Heyer was killed when a Dodge Challenger plowed into a crowd of counterprotesters at a white nationalist rally in Charlottesville. James Alex Fields Jr., who had come from Ohio for the protest, is charged with murder in her death.

“I have aged 10 years in the last week,” Bro said as she struggled up the stairs to the stage when it was her turn to speak. But from the podium, she turned her grief into a call to those who knew her daughter - and those around the world coming to know her now - to fight do “as Heather would do.”

“We are going to have our differences but let’s channel that anger not into hate, not into violence, not in fear .. but into righteous action,” Bro said.

Bro described a determined, argumentative and passionate child who made an impact on her community in spite of never going to college. It was no surprise, Bro said, that Heyer went out “big and large.”

She implored those who wished to honor Heyer to pay attention to social events in the way that her daughter had taught her and others to do. Citing a Facebook post of Heyer’s, Bro said: “If you’re not outraged, you’re not paying attention.”

As the family departed at the end of the service, a woman’s outburst broke the hush as she yelled “Heather was a hero.”

She started to talk negatively about President Donald Trump but was drowned out by the audience telling her to sit down. She persisted until Bro asked her to be respectful of her daughter.

Starting on the day after Heyer was killed while demonstrating against the white supremacists, Bro, spoke out forcefully against hating the man police say is responsible.

“Our daughter did not live a life of hate, and hating this young man is not going to solve anything,” Bro said of Fields, who has been charged with in the car-ramming incident that left also injured 19. A former teacher said Fields sympathized with Nazi views.

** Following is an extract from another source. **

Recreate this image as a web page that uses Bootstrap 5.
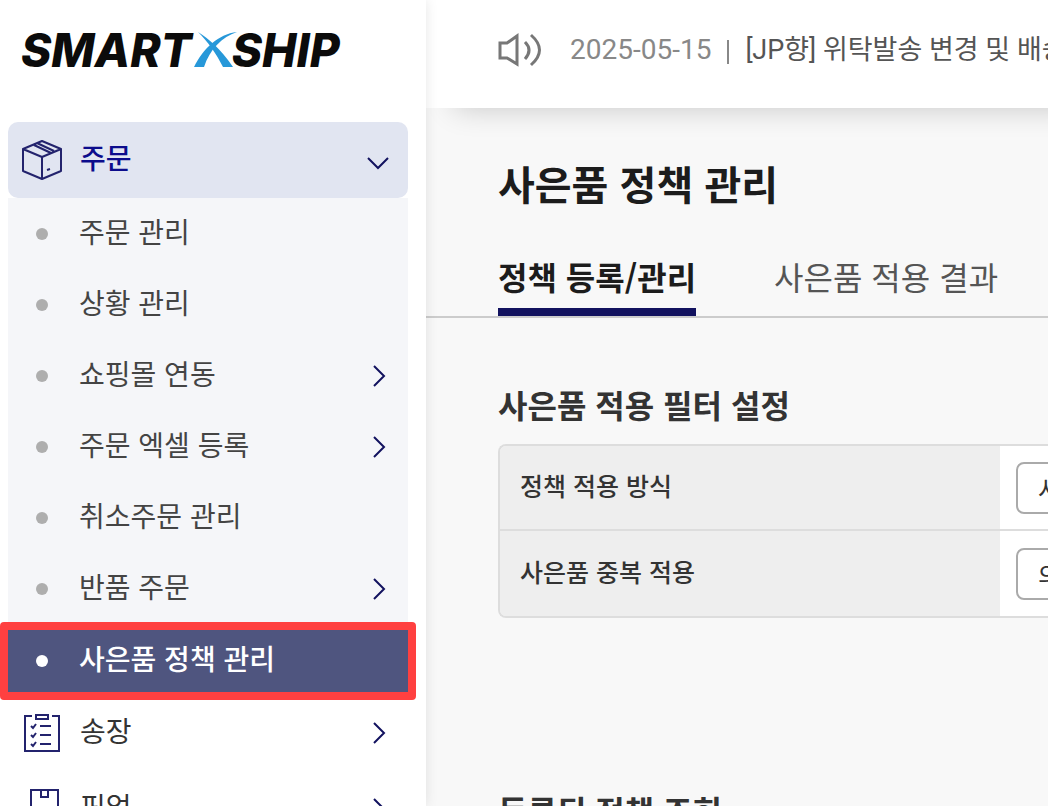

Her daughter’s life was about “fairness and equality and caring, and that’s what we want people to take away from this,” Bro said. Heyer’s father echoed those sentiments.

President Trump on Tuesday praised Heyer as “an incredible young woman” and noted that Bro had released a statement Monday thanking him for his remarks on the tragedy. After days of criticism of his initial response, which put blame “on many sides,” Trump on Monday explicitly condemned “the KKK, neo-Nazis, white supremacists and other hate groups.”

In a combative news conference Tuesday, Trump again pointed to “blame on both sides,” and argued that many of those gathered in Charlottesville, who marched with torches in a dramatic scene Friday night, were not white supremacists but rather were there to voice concern over the fate of a Robert E. Lee statue. Neither Trump nor any administration officials was immediately visible at the funeral.

Ahead of Heyer’s memorial, which was held at the Paramount Theater in downtown Charlottesville, Bro, who said she has barely slept in days, was trying to keep things together and wasn’t prepared to comment on the president’s latest remarks.

She said she was going to identify her daughter’s body, was picking up her daughter’s last paycheck, and was concerned about her daughter’s sick chihuahua.

“Huge public farewell to my child tomorrow,” she wrote in a text message Tuesday.

Those attending the funeral are asked to wear purple, Heyer’s favorite color. The theater has made plans for an overflow crowd.

The family had been concerned that a vigil for victims Sunday night might be hit with violence, though that did not occur.

The J.F. Bell Funeral Home has coordinated with Charlottesville police to ensure that there is a safe environment for Wednesday’s memorial, said Deborah Bell-Burks, the office manager.

“I don’t really have any concerns because there will be a police presence,” Bell-Burks said.

Longtime friend Justin Marks, 30, said he and Heyer were watching a friend’s live stream of the hundreds of torch-wielding marchers making their way through the University of Virginia campus Friday night.

Heyer was confused about why they were chanting, “You will not replace us!” and “Jews will not replace us!” Marks said.

“She was just saying how crazy it was that this was happening in our town,” Marks said. “She didn’t think what they were chanting was peaceful.”

But she didn’t hate those people, Marks said. Heyer didn’t hate anyone. She just wanted to understand them. And, on the day she died, she wanted to fight for equality.

Marks hopes that the funeral will give people the courage to speak out, and then he hopes the town can heal.

“Heather didn’t have to stand up for anybody’s rights. She was a straight white woman. She didn’t have to show up that day,” Marks said. “I hope that speaks to people in the same position.”